Give only the number of lines in the data that include the string "styles".

## BEGIN DATASET SECTION

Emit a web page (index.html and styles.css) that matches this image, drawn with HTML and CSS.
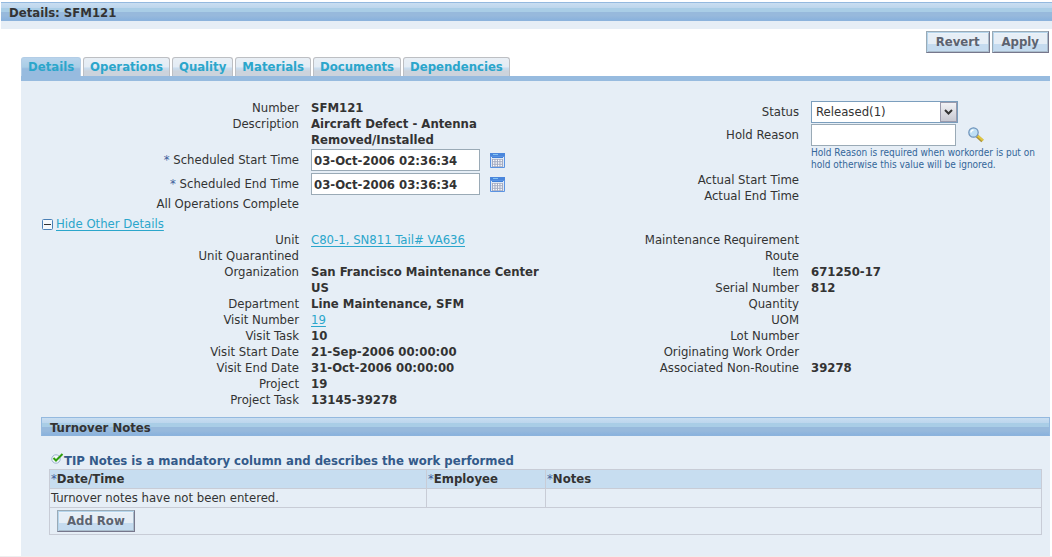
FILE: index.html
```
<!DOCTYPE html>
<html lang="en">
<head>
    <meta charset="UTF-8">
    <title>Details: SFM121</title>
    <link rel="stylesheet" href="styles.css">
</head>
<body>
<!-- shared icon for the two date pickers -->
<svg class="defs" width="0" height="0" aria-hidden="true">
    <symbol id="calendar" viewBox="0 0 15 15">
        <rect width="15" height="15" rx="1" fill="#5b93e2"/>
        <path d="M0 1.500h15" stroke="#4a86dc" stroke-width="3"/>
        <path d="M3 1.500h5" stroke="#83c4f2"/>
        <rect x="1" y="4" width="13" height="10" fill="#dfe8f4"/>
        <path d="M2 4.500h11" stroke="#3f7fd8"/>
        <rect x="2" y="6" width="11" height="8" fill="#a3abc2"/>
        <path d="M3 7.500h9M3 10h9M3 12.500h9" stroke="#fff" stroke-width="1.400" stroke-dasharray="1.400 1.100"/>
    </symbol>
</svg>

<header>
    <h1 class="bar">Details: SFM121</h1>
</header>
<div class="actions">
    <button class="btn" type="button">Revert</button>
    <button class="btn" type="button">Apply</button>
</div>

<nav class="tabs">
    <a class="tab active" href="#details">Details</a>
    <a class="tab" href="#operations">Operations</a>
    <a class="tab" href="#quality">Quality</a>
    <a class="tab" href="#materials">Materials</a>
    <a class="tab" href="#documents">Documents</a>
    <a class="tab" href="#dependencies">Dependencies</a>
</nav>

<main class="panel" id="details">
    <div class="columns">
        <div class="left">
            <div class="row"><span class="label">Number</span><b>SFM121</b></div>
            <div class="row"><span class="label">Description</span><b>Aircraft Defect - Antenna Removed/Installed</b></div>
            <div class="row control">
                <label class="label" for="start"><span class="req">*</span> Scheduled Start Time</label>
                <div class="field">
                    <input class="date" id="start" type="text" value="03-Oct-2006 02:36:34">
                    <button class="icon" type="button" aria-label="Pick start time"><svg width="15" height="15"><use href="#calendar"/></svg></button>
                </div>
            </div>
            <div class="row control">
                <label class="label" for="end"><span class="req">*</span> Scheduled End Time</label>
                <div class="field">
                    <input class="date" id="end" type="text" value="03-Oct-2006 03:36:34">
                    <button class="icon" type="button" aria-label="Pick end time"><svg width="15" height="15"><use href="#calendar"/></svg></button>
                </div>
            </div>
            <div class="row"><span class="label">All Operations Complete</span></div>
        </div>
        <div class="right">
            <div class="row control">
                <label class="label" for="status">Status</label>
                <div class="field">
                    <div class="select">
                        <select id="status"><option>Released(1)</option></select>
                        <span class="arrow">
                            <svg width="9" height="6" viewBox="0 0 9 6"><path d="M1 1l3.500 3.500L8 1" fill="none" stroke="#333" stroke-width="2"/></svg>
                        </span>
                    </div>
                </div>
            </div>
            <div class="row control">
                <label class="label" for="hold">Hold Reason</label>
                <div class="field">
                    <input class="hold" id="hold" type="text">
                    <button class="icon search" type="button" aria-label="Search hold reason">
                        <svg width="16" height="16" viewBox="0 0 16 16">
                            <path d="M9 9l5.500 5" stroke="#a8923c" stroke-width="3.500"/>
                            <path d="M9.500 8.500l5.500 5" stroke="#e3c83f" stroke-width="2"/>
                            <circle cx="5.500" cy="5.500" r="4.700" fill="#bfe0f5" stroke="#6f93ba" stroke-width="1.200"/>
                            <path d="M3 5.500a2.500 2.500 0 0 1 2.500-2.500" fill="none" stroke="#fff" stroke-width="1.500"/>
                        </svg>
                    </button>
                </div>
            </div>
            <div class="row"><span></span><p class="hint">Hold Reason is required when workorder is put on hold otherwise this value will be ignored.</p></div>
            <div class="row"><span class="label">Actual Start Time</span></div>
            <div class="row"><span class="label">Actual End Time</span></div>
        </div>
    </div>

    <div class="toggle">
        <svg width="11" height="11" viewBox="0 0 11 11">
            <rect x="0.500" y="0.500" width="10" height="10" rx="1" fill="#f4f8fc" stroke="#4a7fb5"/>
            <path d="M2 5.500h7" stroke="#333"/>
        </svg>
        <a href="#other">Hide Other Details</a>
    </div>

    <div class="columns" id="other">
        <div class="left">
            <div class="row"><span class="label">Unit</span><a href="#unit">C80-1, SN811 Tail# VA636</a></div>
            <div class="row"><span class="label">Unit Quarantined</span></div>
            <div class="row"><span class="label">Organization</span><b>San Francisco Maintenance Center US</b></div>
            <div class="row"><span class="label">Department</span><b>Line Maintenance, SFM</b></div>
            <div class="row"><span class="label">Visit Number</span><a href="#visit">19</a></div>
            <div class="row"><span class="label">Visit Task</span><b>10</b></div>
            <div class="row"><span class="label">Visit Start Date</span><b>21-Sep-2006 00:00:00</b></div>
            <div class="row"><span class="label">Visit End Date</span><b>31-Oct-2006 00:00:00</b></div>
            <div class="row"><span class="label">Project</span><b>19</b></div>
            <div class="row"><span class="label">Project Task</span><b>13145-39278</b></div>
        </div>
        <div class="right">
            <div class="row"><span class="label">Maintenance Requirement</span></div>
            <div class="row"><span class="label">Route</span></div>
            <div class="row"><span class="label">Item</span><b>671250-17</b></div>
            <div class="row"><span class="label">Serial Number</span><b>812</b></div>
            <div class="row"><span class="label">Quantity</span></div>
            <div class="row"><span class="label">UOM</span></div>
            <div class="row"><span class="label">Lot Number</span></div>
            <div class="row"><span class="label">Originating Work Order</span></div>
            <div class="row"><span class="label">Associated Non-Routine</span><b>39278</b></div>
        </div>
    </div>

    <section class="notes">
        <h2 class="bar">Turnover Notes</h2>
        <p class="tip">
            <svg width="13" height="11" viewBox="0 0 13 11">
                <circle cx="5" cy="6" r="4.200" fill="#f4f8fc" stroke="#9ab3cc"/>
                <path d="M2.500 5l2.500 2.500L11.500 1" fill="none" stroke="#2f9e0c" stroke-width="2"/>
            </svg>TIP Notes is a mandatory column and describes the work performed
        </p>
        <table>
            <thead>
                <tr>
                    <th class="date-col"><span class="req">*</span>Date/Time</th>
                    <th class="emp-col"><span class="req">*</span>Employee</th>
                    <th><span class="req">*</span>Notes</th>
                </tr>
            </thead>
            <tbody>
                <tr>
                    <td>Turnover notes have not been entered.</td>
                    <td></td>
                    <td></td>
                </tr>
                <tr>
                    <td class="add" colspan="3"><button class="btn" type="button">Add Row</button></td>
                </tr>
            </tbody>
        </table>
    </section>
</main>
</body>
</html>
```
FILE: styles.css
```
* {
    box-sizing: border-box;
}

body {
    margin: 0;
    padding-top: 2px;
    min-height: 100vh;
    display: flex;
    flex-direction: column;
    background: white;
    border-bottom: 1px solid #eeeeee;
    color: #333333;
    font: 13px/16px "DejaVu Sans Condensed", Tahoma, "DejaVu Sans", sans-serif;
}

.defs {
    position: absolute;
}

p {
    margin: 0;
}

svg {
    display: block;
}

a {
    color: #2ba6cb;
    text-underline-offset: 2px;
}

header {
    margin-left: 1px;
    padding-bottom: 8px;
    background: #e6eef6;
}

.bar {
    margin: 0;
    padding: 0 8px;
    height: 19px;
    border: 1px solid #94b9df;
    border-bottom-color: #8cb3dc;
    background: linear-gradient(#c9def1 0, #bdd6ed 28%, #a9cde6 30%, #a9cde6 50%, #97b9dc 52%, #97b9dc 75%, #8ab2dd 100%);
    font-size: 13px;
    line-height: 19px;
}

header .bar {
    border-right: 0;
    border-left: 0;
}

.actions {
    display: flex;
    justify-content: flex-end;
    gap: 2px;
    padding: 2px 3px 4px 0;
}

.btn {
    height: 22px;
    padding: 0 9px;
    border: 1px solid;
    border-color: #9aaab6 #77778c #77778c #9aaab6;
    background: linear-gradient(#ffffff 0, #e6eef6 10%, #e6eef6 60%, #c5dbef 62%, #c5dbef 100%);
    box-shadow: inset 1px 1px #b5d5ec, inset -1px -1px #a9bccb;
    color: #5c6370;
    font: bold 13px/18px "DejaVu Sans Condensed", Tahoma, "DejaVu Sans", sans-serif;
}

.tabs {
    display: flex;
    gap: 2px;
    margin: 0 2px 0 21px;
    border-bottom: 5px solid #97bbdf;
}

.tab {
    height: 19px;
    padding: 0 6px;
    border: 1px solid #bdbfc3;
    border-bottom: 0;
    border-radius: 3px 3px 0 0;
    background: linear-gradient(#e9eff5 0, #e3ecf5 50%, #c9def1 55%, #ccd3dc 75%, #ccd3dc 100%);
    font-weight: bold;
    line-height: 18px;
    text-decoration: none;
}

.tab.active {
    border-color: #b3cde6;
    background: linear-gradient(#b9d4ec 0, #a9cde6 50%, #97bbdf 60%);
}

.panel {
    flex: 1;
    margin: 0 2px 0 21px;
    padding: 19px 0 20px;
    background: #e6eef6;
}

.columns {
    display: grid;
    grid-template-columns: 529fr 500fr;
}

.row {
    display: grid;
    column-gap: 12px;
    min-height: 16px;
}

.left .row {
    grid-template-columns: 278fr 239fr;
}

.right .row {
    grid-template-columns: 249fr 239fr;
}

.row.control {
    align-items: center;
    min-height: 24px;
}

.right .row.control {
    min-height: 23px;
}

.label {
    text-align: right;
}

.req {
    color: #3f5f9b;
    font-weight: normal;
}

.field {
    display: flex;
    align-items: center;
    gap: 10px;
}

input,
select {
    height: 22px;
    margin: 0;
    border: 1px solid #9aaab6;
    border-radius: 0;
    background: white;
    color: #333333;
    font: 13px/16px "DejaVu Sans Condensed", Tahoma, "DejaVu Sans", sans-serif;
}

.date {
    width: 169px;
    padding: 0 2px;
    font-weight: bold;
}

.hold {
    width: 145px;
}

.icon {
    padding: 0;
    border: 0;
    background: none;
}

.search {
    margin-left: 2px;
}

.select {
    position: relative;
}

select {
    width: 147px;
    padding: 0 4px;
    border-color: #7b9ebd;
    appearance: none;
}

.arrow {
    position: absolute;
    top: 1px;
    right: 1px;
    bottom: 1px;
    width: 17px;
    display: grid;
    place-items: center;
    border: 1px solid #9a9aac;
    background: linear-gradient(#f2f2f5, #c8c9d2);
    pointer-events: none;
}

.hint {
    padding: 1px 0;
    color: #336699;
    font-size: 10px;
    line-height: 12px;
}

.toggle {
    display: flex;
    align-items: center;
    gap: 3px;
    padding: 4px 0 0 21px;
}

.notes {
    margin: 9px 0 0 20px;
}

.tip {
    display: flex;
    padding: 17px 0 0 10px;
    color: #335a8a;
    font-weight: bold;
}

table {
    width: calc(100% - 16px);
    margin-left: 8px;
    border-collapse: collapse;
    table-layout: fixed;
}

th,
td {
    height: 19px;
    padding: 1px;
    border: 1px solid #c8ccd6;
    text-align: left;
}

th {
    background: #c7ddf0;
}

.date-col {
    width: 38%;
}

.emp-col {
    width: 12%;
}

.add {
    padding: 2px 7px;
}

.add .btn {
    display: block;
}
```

## END DATASET SECTION

(ANSWER IN FULL): 3